Given task.
Identify and reproduce every line holding the string "styles".

Stored dataset items:

>> BEGIN

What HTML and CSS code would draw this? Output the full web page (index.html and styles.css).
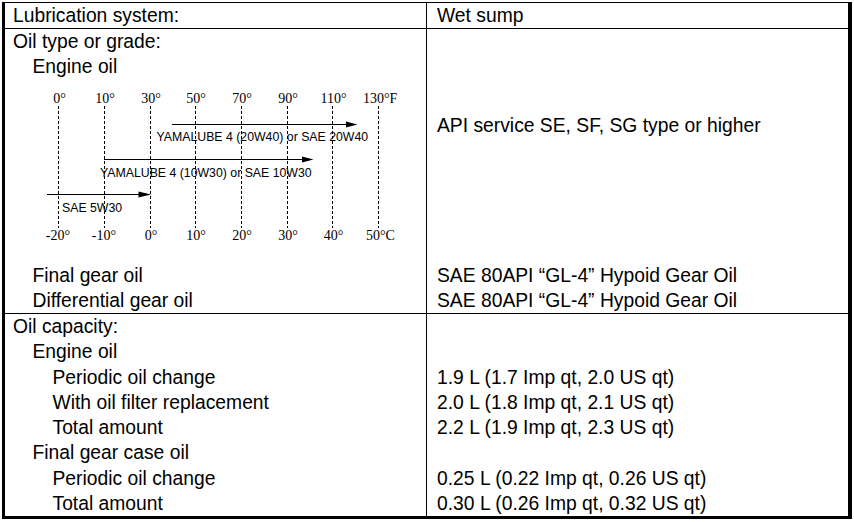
FILE: index.html
```html
<!DOCTYPE html>
<html lang="en">
<head>
<meta charset="utf-8">
<title>Lubrication specifications</title>
<link rel="stylesheet" href="styles.css">
</head>
<body>
<div class="spec">
  <div class="section first">
    <div class="cell left"><div class="line">Lubrication system:</div></div>
    <div class="cell right"><div class="line">Wet sump</div></div>
  </div>

  <div class="section">
    <div class="cell left"><div class="line">Oil type or grade:</div></div>
    <div class="cell right"></div>

    <div class="cell left">
      <div class="line i1">Engine oil</div>
      <svg class="chart" width="421" height="183" viewBox="5 80 421 183" xmlns="http://www.w3.org/2000/svg">
        <g class="grid" stroke="#000" stroke-width="1" stroke-dasharray="3 2">
          <line x1="58.5" y1="106" x2="58.5" y2="228"/>
          <line x1="104.5" y1="106" x2="104.5" y2="228"/>
          <line x1="150.5" y1="106" x2="150.5" y2="228"/>
          <line x1="195.5" y1="106" x2="195.5" y2="228"/>
          <line x1="241.5" y1="106" x2="241.5" y2="228"/>
          <line x1="287.5" y1="106" x2="287.5" y2="228"/>
          <line x1="332.5" y1="106" x2="332.5" y2="228"/>
          <line x1="378.5" y1="106" x2="378.5" y2="228"/>
        </g>
        <g class="deg" font-family="Liberation Serif, Times New Roman, serif" font-size="14" fill="#000" text-anchor="middle">
          <text x="59.5" y="103">0°</text>
          <text x="105" y="103">10°</text>
          <text x="151" y="103">30°</text>
          <text x="196" y="103">50°</text>
          <text x="242" y="103">70°</text>
          <text x="288" y="103">90°</text>
          <text x="333.5" y="103">110°</text>
          <text x="363" y="103" text-anchor="start">130°F</text>
          <text x="58" y="239.5">-20°</text>
          <text x="104" y="239.5">-10°</text>
          <text x="151" y="239.5">0°</text>
          <text x="196" y="239.5">10°</text>
          <text x="242" y="239.5">20°</text>
          <text x="288" y="239.5">30°</text>
          <text x="333.5" y="239.5">40°</text>
          <text x="366" y="239.5" text-anchor="start">50°C</text>
        </g>
        <g class="arrows" stroke="#000" stroke-width="1.2">
          <line x1="172" y1="124.5" x2="348" y2="124.5"/>
          <line x1="104" y1="159.5" x2="303" y2="159.5"/>
          <line x1="47" y1="194.5" x2="140" y2="194.5"/>
        </g>
        <g fill="#000">
          <polygon points="346,121.5 357.5,124.5 346,127.5"/>
          <polygon points="302,156.5 313.5,159.5 302,162.5"/>
          <polygon points="138.5,191.5 151,194.5 138.5,197.5"/>
        </g>
        <g class="oil" font-family="Liberation Sans, Arial, sans-serif" font-size="12.3" fill="#000">
          <text x="156.5" y="141">YAMALUBE 4 (20W40) or SAE 20W40</text>
          <text x="100" y="176.5">YAMALUBE 4 (10W30) or SAE 10W30</text>
          <text x="62" y="211.5">SAE 5W30</text>
        </g>
      </svg>
    </div>
    <div class="cell right"><div class="line api">API service SE, SF, SG type or higher</div></div>

    <div class="cell left"><div class="line i1">Final gear oil</div></div>
    <div class="cell right"><div class="line">SAE 80API “GL-4” Hypoid Gear Oil</div></div>

    <div class="cell left"><div class="line i1">Differential gear oil</div></div>
    <div class="cell right"><div class="line">SAE 80API “GL-4” Hypoid Gear Oil</div></div>
  </div>

  <div class="section">
    <div class="cell left"><div class="line">Oil capacity:</div></div>
    <div class="cell right"></div>
    <div class="cell left"><div class="line i1">Engine oil</div></div>
    <div class="cell right"></div>
    <div class="cell left"><div class="line i2">Periodic oil change</div></div>
    <div class="cell right"><div class="line">1.9 L (1.7 Imp qt, 2.0 US qt)</div></div>
    <div class="cell left"><div class="line i2">With oil filter replacement</div></div>
    <div class="cell right"><div class="line">2.0 L (1.8 Imp qt, 2.1 US qt)</div></div>
    <div class="cell left"><div class="line i2">Total amount</div></div>
    <div class="cell right"><div class="line">2.2 L (1.9 Imp qt, 2.3 US qt)</div></div>
    <div class="cell left"><div class="line i1">Final gear case oil</div></div>
    <div class="cell right"></div>
    <div class="cell left"><div class="line i2">Periodic oil change</div></div>
    <div class="cell right"><div class="line">0.25 L (0.22 Imp qt, 0.26 US qt)</div></div>
    <div class="cell left"><div class="line i2">Total amount</div></div>
    <div class="cell right"><div class="line">0.30 L (0.26 Imp qt, 0.32 US qt)</div></div>
  </div>
</div>
</body>
</html>
```

FILE: styles.css
```css
html, body {
  margin: 0;
  padding: 0;
  background: #fff;
}

body {
  font-family: "Liberation Sans", Arial, sans-serif;
  font-size: 19.3px;
  line-height: 25.25px;
  color: #000;
}

.spec {
  box-sizing: border-box;
  width: 850px;
  margin: 2px 0 0 2px;
  border-top: 1px solid #000;
  border-left: 3px solid #000;
  border-right: 4px solid #000;
  border-bottom: 3px solid #000;
}

.section {
  display: grid;
  grid-template-columns: 421px 1fr;
  border-top: 1px solid #000;
}

.section.first {
  border-top: none;
  height: 25px;
}

.section.first .line {
  line-height: 25px;
}

.cell.left {
  padding-left: 8px;
}

.cell.right {
  border-left: 1px solid #000;
  padding-left: 10px;
}

.line {
  height: 25.25px;
  white-space: nowrap;
}

.i1 {
  padding-left: 19.5px;
}

.i2 {
  padding-left: 39.5px;
}

.chart {
  display: block;
  margin-left: -8px;
}

.line.api {
  margin-top: 59px;
}
```
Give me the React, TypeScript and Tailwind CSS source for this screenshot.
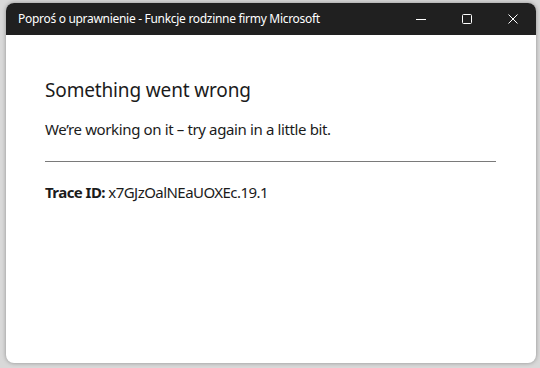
export default function App() {
  return (
    <div className="w-[540px] h-[368px] bg-[#d9d9d9] pt-[3px] pl-[6px] font-['Noto_Sans','Open_Sans',sans-serif]">
      <div className="w-[530px] h-[360px] rounded-[8px] overflow-hidden bg-white flex flex-col shadow-[0_0_4px_rgba(0,0,0,0.35)]">
        {/* Title bar */}
        <div className="h-[32px] bg-[#202020] flex items-center shrink-0">
          <span className="pl-[12px] text-[12px] tracking-[-0.3px] text-white leading-none">
            Poproś o uprawnienie - Funkcje rodzinne firmy Microsoft
          </span>
          <div className="ml-auto flex items-center h-full">
            <div className="w-[46px] h-full flex items-center justify-center">
              <svg width="10" height="10" viewBox="0 0 10 10">
                <path d="M0 5.5h10" stroke="#fff" strokeWidth="1" />
              </svg>
            </div>
            <div className="w-[46px] h-full flex items-center justify-center">
              <svg width="10" height="10" viewBox="0 0 10 10">
                <rect x="0.5" y="0.5" width="9" height="9" rx="1" fill="none" stroke="#fff" strokeWidth="1" />
              </svg>
            </div>
            <div className="w-[46px] h-full flex items-center justify-center">
              <svg width="10" height="10" viewBox="0 0 10 10">
                <path d="M0.5 0.5l9 9M9.5 0.5l-9 9" stroke="#fff" strokeWidth="1" />
              </svg>
            </div>
          </div>
        </div>

        {/* Content */}
        <div className="px-[39px] pt-[42px] text-[#1b1b1b]">
          <h1 className="text-[19px] leading-[26px] tracking-[-0.15px]">Something went wrong</h1>
          <p className="mt-[16px] text-[15px] leading-[20px] tracking-[-0.37px]">
            We’re working on it – try again in a little bit.
          </p>
          <div className="mt-[22px] w-[451px] h-px bg-[#7a7a7a]"></div>
          <p className="mt-[20px] text-[15px] leading-[20px] tracking-[-0.55px]">
            <span className="font-bold">Trace ID:</span> x7GJzOalNEaUOXEc.19.1
          </p>
        </div>
      </div>
    </div>
  );
}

>> END

Problem solution.
What HTML and CSS code would draw this? Output the full web page (index.html and styles.css).
<link rel="stylesheet" href="styles.css">
FILE: styles.css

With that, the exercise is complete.